Language & Translation Notes
The Star prophecy across three canons: Numbers 24 → Matthew 2 → Helaman 14 / 3 Nephi 1. Numbers 24:17’s Star prophecy is the OT’s clearest single non-Israelite-mouthed messianic prophecy. The chain of cross-canon reading runs through one consistent image: a star at the birth of the prophesied figure.
The OT framework (Num 24:17). Balaam, under the Spirit of God and no longer using divinatory ritual, sees a figure “not now… not nigh” — a future figure beyond his historical moment. The figure is described as both star out of Jacob and scepter, ruler, smiter of nations. The chapter does not interpret; it preserves the image and leaves the figure unnamed.
The NT reading (Matt 2:1-2). The chapter’s reception in Christian interpretive tradition runs through Matthew 2:1–2↗: “Now when Jesus was born in Bethlehem of Judaea in the days of Herod the king, behold, there came wise men from the east to Jerusalem, Saying, Where is he that is born King of the Jews? for we have seen his star in the east, and are come to worship him.” Matthew does not cite Num 24:17 explicitly, but the Magi’s announcement of “his star” — paired with their identification of the child as “King of the Jews” — reads structurally as the Star prophecy’s first-coming fulfilment. The wise men from the east (the same geographic region as Balaam’s Pethor on the Euphrates) come bearing recognition of the prophesied figure that Balaam saw “not nigh.” Standard Christian commentary across patristic and modern eras has read this as deliberate Matthean allusion; some critical readings emphasize the looser narrative typology. Either way, the structural fit (star, eastern Magi, royal recognition) is striking.

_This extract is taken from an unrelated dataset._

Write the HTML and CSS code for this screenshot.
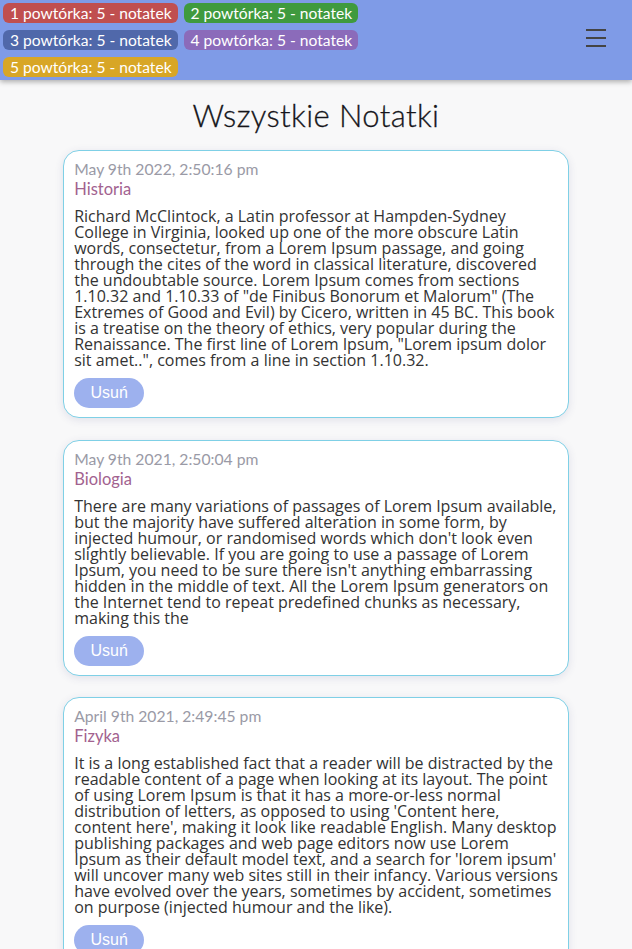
FILE: index.html
```html
<!DOCTYPE html>
<html lang="pl">
<head>
<meta charset="utf-8">
<title>Wszystkie Notatki</title>
<link rel="stylesheet" href="styles.css">
</head>
<body>
<header class="topbar">
  <div class="badges">
    <span class="badge b1">1 powtórka: 5 - notatek</span>
    <span class="badge b2">2 powtórka: 5 - notatek</span>
    <span class="badge b3">3 powtórka: 5 - notatek</span>
    <span class="badge b4">4 powtórka: 5 - notatek</span>
    <span class="badge b5">5 powtórka: 5 - notatek</span>
  </div>
  <button class="burger" aria-label="menu">
    <svg width="20" height="18" viewBox="0 0 20 18"><path d="M0 1h20M0 9h20M0 17h20" stroke="#444" stroke-width="2"/></svg>
  </button>
</header>
<main class="content">
  <h1 class="title">Wszystkie Notatki</h1>
  <article class="card">
    <div class="date">May 9th 2022, 2:50:16 pm</div>
    <div class="cat">Historia</div>
    <p class="text">Richard McClintock, a Latin professor at Hampden-Sydney College in Virginia, looked up one of the more obscure Latin words, consectetur, from a Lorem Ipsum passage, and going through the cites of the word in classical literature, discovered the undoubtable source. Lorem Ipsum comes from sections 1.10.32 and 1.10.33 of "de Finibus Bonorum et Malorum" (The Extremes of Good and Evil) by Cicero, written in 45 BC. This book is a treatise on the theory of ethics, very popular during the Renaissance. The first line of Lorem Ipsum, "Lorem ipsum dolor sit amet..", comes from a line in section 1.10.32.</p>
    <button class="del">Usuń</button>
  </article>
  <article class="card">
    <div class="date">May 9th 2021, 2:50:04 pm</div>
    <div class="cat">Biologia</div>
    <p class="text">There are many variations of passages of Lorem Ipsum available, but the majority have suffered alteration in some form, by injected humour, or randomised words which don't look even slightly believable. If you are going to use a passage of Lorem Ipsum, you need to be sure there isn't anything embarrassing hidden in the middle of text. All the Lorem Ipsum generators on the Internet tend to repeat predefined chunks as necessary, making this the</p>
    <button class="del">Usuń</button>
  </article>
  <article class="card">
    <div class="date">April 9th 2021, 2:49:45 pm</div>
    <div class="cat">Fizyka</div>
    <p class="text">It is a long established fact that a reader will be distracted by the readable content of a page when looking at its layout. The point of using Lorem Ipsum is that it has a more-or-less normal distribution of letters, as opposed to using 'Content here, content here', making it look like readable English. Many desktop publishing packages and web page editors now use Lorem Ipsum as their default model text, and a search for 'lorem ipsum' will uncover many web sites still in their infancy. Various versions have evolved over the years, sometimes by accident, sometimes on purpose (injected humour and the like).</p>
    <button class="del">Usuń</button>
  </article>
</main>
</body>
</html>
```
FILE: styles.css
```css
* { box-sizing: border-box; }
html, body { margin: 0; padding: 0; }
body {
  background: #f8f8f9;
  font-family: "Open Sans", sans-serif;
  color: #333;
}
.topbar {
  background: #7f9be7;
  height: 80px;
  display: flex;
  justify-content: space-between;
  align-items: center;
  padding: 0 26px 0 3px;
  box-shadow: 0 2px 5px rgba(0,0,0,0.3);
  position: relative;
  z-index: 1;
}
.badges {
  display: flex;
  flex-wrap: wrap;
  width: 370px;
  gap: 7px 6px;
  align-self: flex-start;
  padding-top: 3px;
}
.badge {
  font-family: Lato, sans-serif;
  font-size: 15.6px;
  line-height: 20px;
  height: 20px;
  color: #fff;
  padding: 0 6px 0 7px;
  border-radius: 6px;
  white-space: nowrap;
}
.b1 { background: #c04f4f; }
.b2 { background: #3f9a3e; }
.b3 { background: #5068aa; }
.b4 { background: #8b6bba; }
.b5 { background: #d8a626; }
.burger {
  background: none;
  border: 0;
  padding: 0;
  width: 20px;
  height: 18px;
  display: flex;
  margin-top: -4px;
}
.content {
  display: flex;
  flex-direction: column;
  align-items: center;
  padding-bottom: 20px;
}
.title {
  font-family: Lato, sans-serif;
  font-weight: 300;
  font-size: 31px;
  color: #15151a;
  margin: 18px 0 17px;
  line-height: 35px;
  letter-spacing: 0.4px;
  -webkit-text-stroke: 0.3px #15151a;
}
.card {
  width: 80%;
  background: #fff;
  border: 1px solid #7fd0e6;
  border-radius: 16px;
  padding: 8px 9px 9px 10px;
  margin-bottom: 21.5px;
  box-shadow: 0 2px 8px rgba(60,60,120,0.12);
}
.date {
  font-family: Lato, sans-serif;
  font-size: 15.7px;
  line-height: 20px;
  color: #9a9aa6;
}
.cat {
  font-family: Lato, sans-serif;
  font-size: 16.5px;
  line-height: 20px;
  color: #a2628f;
}
.text {
  margin: 9px 0 10px;
  font-size: 16px;
  line-height: 16px;
  color: #333;
}
.del {
  font-family: "Liberation Sans", Arial, sans-serif;
  font-size: 16px;
  color: #fff;
  background: #9db1ee;
  border: 0;
  border-radius: 15px;
  width: 70px;
  height: 30px;
  padding: 0;
  display: block;
}
```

The Latter-day Saint reading (Helaman 14:5, 3 Nephi 1:21). The Book of Mormon’s parallel new-world Christmas-star narrative draws on the same prophetic vocabulary. Samuel the Lamanite, prophesying to Nephite Zarahemla in Helaman 14:5↗, foretells: “behold, there shall a new star arise, such an one as ye never have beheld; and this also shall be a sign unto you.” Five years later, on the night of Christ’s birth at Bethlehem, 3 Nephi 1:21↗ records the new-world fulfilment: “And it came to pass that a new star did appear, according to the word.” The Book of Mormon’s new-world Christmas star is structurally paired with the OT-Numbers Star prophecy in believing-voice reading: the same prophesied figure marks His birth with a celestial sign visible across the canon’s geographies. The new-world star and the eastern Magi’s star together compose the Book of Mormon and the New Testament’s witnesses to the same nativity-night sign.
The three-canon chain reads as one continuous messianic argument. The OT chapter prefigures (a future star and scepter out of Jacob). The NT consummates with the wise men’s star marking the Christ-child. The Book of Mormon adds the new-world parallel witness, with the same star-sign appearing on the same night to a different hemisphere. The chapter at hand installs the prophecy’s framework; the three subsequent canonical witnesses preserve its multi-canon resonance.
The Bar Kokhba reception and the prophecy’s history of misidentification. Numbers 24:17’s Star prophecy received one of the OT’s most consequential single messianic misidentifications during the second Jewish revolt against Rome (132-135 CE). Rabbi Akiva, the foremost Jewish sage of the early second century, identified Simeon Bar Koziva — the revolt’s military leader — as the Star prophecy’s fulfilment, renaming him Bar Kokhba (“son of the star”) in conscious appeal to the chapter at hand’s prophecy. The revolt initially succeeded — Bar Kokhba’s forces controlled Judea for nearly three years and minted coins bearing star imagery — but ultimately failed catastrophically. After Bar Kokhba’s death at Betar in 135 CE, rabbinic tradition retrospectively renamed him “Bar Koziva” (“son of the lie”); Akiva’s identification was widely repudiated. The episode (preserved at Lamentations Rabbah 2:2 and y. Taanit 4:8) becomes one of the rabbinic tradition’s most-cited cautionary tales against premature messianic identification. The chapter at hand’s prophecy remains open in the rabbinic tradition; the Bar Kokhba episode functions as the negative example that disciplines the prophecy’s later interpretive treatment.
The third oracle and the synagogue’s Mah Tovu prayer. Numbers 24:5’s “How goodly are thy tents, O Jacob, and thy tabernacles, O Israel!” — uttered as part of a Moabite-king’s commissioned curse — has become one of Judaism’s most-recited single liturgical openings. The Mah Tovu prayer, traditionally said upon entering a synagogue, opens with this verse and then weaves through six other biblical texts (drawn from Psalms and a Christian-tradition independent Jewish-liturgical composition). The chapter’s structural irony is preserved liturgically: a curse-commission’s reversal is what every Jewish worshipper utters at the threshold of prayer. The chapter at hand does not anticipate this liturgical destination; the destination preserves the chapter’s argument.